Start Data lines

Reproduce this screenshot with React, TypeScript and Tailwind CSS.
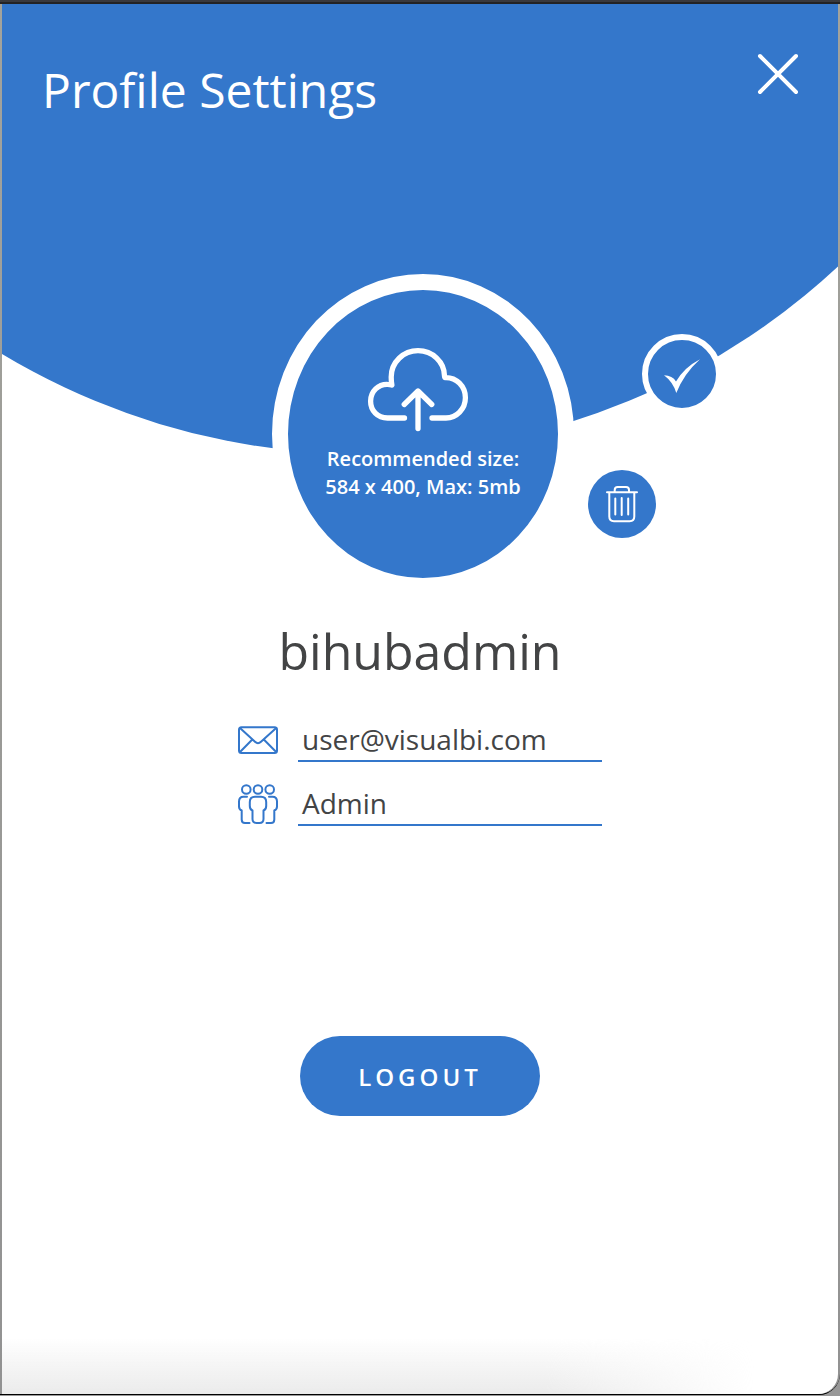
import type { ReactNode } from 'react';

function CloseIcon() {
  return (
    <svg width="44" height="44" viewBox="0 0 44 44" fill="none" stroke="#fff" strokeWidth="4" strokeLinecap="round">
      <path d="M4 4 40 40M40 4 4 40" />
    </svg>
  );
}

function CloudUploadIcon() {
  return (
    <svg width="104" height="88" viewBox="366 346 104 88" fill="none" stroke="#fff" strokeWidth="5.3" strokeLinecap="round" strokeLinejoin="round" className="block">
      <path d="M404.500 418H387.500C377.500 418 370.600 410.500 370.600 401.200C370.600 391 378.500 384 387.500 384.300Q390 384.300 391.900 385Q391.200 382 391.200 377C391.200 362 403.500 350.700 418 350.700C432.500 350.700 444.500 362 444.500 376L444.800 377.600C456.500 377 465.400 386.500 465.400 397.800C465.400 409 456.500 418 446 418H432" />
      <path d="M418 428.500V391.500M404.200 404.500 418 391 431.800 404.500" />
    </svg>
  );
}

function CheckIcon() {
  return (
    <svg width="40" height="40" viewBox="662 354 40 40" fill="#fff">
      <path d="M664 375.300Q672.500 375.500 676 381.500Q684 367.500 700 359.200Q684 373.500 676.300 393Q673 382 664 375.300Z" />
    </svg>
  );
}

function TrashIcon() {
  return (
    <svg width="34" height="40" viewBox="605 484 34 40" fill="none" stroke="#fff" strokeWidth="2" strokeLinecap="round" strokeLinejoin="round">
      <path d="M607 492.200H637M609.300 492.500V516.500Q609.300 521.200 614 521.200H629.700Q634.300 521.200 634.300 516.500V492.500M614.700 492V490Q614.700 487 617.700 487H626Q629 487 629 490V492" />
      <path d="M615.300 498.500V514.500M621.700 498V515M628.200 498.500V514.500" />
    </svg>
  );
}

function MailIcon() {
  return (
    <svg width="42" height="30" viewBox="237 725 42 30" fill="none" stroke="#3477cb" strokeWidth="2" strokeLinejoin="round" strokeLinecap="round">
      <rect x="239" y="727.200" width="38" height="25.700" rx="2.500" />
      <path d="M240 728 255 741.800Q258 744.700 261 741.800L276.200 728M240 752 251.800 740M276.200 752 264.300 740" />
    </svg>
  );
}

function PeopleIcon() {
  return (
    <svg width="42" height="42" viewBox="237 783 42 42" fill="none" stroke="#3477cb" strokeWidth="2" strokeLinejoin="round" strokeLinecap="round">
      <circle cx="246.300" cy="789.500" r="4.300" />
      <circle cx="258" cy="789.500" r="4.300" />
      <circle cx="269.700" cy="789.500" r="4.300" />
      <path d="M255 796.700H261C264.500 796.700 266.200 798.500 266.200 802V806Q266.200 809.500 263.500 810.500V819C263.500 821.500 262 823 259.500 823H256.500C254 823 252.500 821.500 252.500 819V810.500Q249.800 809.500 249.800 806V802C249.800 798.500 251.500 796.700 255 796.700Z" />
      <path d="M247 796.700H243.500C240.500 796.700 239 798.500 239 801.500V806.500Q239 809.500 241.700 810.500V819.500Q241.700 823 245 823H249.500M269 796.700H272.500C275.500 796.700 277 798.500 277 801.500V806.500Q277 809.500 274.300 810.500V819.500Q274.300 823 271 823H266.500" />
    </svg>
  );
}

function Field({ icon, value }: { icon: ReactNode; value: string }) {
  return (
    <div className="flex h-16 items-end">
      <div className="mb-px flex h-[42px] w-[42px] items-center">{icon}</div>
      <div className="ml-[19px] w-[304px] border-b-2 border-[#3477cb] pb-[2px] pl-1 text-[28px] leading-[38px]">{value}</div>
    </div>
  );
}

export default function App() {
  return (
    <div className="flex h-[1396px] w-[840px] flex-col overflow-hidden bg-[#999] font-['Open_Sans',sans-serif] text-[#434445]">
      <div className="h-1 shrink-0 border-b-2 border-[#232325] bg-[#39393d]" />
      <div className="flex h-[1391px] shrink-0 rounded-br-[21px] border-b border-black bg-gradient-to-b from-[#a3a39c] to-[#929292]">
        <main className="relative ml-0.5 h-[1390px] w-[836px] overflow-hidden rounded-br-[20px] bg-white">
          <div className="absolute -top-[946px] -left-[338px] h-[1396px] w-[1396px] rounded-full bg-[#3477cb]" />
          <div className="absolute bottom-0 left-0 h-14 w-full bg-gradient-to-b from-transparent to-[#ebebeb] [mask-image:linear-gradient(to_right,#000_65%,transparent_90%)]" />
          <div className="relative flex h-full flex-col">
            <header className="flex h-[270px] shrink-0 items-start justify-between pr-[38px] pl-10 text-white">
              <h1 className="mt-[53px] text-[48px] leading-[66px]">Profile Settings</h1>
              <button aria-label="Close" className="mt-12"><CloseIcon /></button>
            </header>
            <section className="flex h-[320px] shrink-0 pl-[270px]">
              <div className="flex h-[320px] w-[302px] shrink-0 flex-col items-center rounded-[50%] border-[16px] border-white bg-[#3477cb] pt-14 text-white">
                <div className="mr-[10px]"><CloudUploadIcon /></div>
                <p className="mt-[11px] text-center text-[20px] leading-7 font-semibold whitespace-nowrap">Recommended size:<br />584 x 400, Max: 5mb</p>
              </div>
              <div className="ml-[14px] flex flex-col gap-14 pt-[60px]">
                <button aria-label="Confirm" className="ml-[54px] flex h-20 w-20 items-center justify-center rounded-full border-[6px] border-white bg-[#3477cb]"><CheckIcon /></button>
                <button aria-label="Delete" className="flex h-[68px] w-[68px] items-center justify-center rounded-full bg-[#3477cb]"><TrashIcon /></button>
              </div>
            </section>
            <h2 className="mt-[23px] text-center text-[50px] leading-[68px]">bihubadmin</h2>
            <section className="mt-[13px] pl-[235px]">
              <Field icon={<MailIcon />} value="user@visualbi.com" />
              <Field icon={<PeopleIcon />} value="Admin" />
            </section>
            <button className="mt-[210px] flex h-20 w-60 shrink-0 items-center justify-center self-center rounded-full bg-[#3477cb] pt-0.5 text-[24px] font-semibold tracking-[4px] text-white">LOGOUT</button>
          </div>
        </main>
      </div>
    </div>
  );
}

End Data lines

Exercise aim
Reproduce the data word for word, excluding its pictures.

The solution
Reproduce this screenshot with React, TypeScript and Tailwind CSS.
import type { ReactNode } from 'react';

function CloseIcon() {
  return (
    <svg width="44" height="44" viewBox="0 0 44 44" fill="none" stroke="#fff" strokeWidth="4" strokeLinecap="round">
      <path d="M4 4 40 40M40 4 4 40" />
    </svg>
  );
}

function CloudUploadIcon() {
  return (
    <svg width="104" height="88" viewBox="366 346 104 88" fill="none" stroke="#fff" strokeWidth="5.3" strokeLinecap="round" strokeLinejoin="round" className="block">
      <path d="M404.500 418H387.500C377.500 418 370.600 410.500 370.600 401.200C370.600 391 378.500 384 387.500 384.300Q390 384.300 391.900 385Q391.200 382 391.200 377C391.200 362 403.500 350.700 418 350.700C432.500 350.700 444.500 362 444.500 376L444.800 377.600C456.500 377 465.400 386.500 465.400 397.800C465.400 409 456.500 418 446 418H432" />
      <path d="M418 428.500V391.500M404.200 404.500 418 391 431.800 404.500" />
    </svg>
  );
}

function CheckIcon() {
  return (
    <svg width="40" height="40" viewBox="662 354 40 40" fill="#fff">
      <path d="M664 375.300Q672.500 375.500 676 381.500Q684 367.500 700 359.200Q684 373.500 676.300 393Q673 382 664 375.300Z" />
    </svg>
  );
}

function TrashIcon() {
  return (
    <svg width="34" height="40" viewBox="605 484 34 40" fill="none" stroke="#fff" strokeWidth="2" strokeLinecap="round" strokeLinejoin="round">
      <path d="M607 492.200H637M609.300 492.500V516.500Q609.300 521.200 614 521.200H629.700Q634.300 521.200 634.300 516.500V492.500M614.700 492V490Q614.700 487 617.700 487H626Q629 487 629 490V492" />
      <path d="M615.300 498.500V514.500M621.700 498V515M628.200 498.500V514.500" />
    </svg>
  );
}

function MailIcon() {
  return (
    <svg width="42" height="30" viewBox="237 725 42 30" fill="none" stroke="#3477cb" strokeWidth="2" strokeLinejoin="round" strokeLinecap="round">
      <rect x="239" y="727.200" width="38" height="25.700" rx="2.500" />
      <path d="M240 728 255 741.800Q258 744.700 261 741.800L276.200 728M240 752 251.800 740M276.200 752 264.300 740" />
    </svg>
  );
}

function PeopleIcon() {
  return (
    <svg width="42" height="42" viewBox="237 783 42 42" fill="none" stroke="#3477cb" strokeWidth="2" strokeLinejoin="round" strokeLinecap="round">
      <circle cx="246.300" cy="789.500" r="4.300" />
      <circle cx="258" cy="789.500" r="4.300" />
      <circle cx="269.700" cy="789.500" r="4.300" />
      <path d="M255 796.700H261C264.500 796.700 266.200 798.500 266.200 802V806Q266.200 809.500 263.500 810.500V819C263.500 821.500 262 823 259.500 823H256.500C254 823 252.500 821.500 252.500 819V810.500Q249.800 809.500 249.800 806V802C249.800 798.500 251.500 796.700 255 796.700Z" />
      <path d="M247 796.700H243.500C240.500 796.700 239 798.500 239 801.500V806.500Q239 809.500 241.700 810.500V819.500Q241.700 823 245 823H249.500M269 796.700H272.500C275.500 796.700 277 798.500 277 801.500V806.500Q277 809.500 274.300 810.500V819.500Q274.300 823 271 823H266.500" />
    </svg>
  );
}

function Field({ icon, value }: { icon: ReactNode; value: string }) {
  return (
    <div className="flex h-16 items-end">
      <div className="mb-px flex h-[42px] w-[42px] items-center">{icon}</div>
      <div className="ml-[19px] w-[304px] border-b-2 border-[#3477cb] pb-[2px] pl-1 text-[28px] leading-[38px]">{value}</div>
    </div>
  );
}

export default function App() {
  return (
    <div className="flex h-[1396px] w-[840px] flex-col overflow-hidden bg-[#999] font-['Open_Sans',sans-serif] text-[#434445]">
      <div className="h-1 shrink-0 border-b-2 border-[#232325] bg-[#39393d]" />
      <div className="flex h-[1391px] shrink-0 rounded-br-[21px] border-b border-black bg-gradient-to-b from-[#a3a39c] to-[#929292]">
        <main className="relative ml-0.5 h-[1390px] w-[836px] overflow-hidden rounded-br-[20px] bg-white">
          <div className="absolute -top-[946px] -left-[338px] h-[1396px] w-[1396px] rounded-full bg-[#3477cb]" />
          <div className="absolute bottom-0 left-0 h-14 w-full bg-gradient-to-b from-transparent to-[#ebebeb] [mask-image:linear-gradient(to_right,#000_65%,transparent_90%)]" />
          <div className="relative flex h-full flex-col">
            <header className="flex h-[270px] shrink-0 items-start justify-between pr-[38px] pl-10 text-white">
              <h1 className="mt-[53px] text-[48px] leading-[66px]">Profile Settings</h1>
              <button aria-label="Close" className="mt-12"><CloseIcon /></button>
            </header>
            <section className="flex h-[320px] shrink-0 pl-[270px]">
              <div className="flex h-[320px] w-[302px] shrink-0 flex-col items-center rounded-[50%] border-[16px] border-white bg-[#3477cb] pt-14 text-white">
                <div className="mr-[10px]"><CloudUploadIcon /></div>
                <p className="mt-[11px] text-center text-[20px] leading-7 font-semibold whitespace-nowrap">Recommended size:<br />584 x 400, Max: 5mb</p>
              </div>
              <div className="ml-[14px] flex flex-col gap-14 pt-[60px]">
                <button aria-label="Confirm" className="ml-[54px] flex h-20 w-20 items-center justify-center rounded-full border-[6px] border-white bg-[#3477cb]"><CheckIcon /></button>
                <button aria-label="Delete" className="flex h-[68px] w-[68px] items-center justify-center rounded-full bg-[#3477cb]"><TrashIcon /></button>
              </div>
            </section>
            <h2 className="mt-[23px] text-center text-[50px] leading-[68px]">bihubadmin</h2>
            <section className="mt-[13px] pl-[235px]">
              <Field icon={<MailIcon />} value="user@visualbi.com" />
              <Field icon={<PeopleIcon />} value="Admin" />
            </section>
            <button className="mt-[210px] flex h-20 w-60 shrink-0 items-center justify-center self-center rounded-full bg-[#3477cb] pt-0.5 text-[24px] font-semibold tracking-[4px] text-white">LOGOUT</button>
          </div>
        </main>
      </div>
    </div>
  );
}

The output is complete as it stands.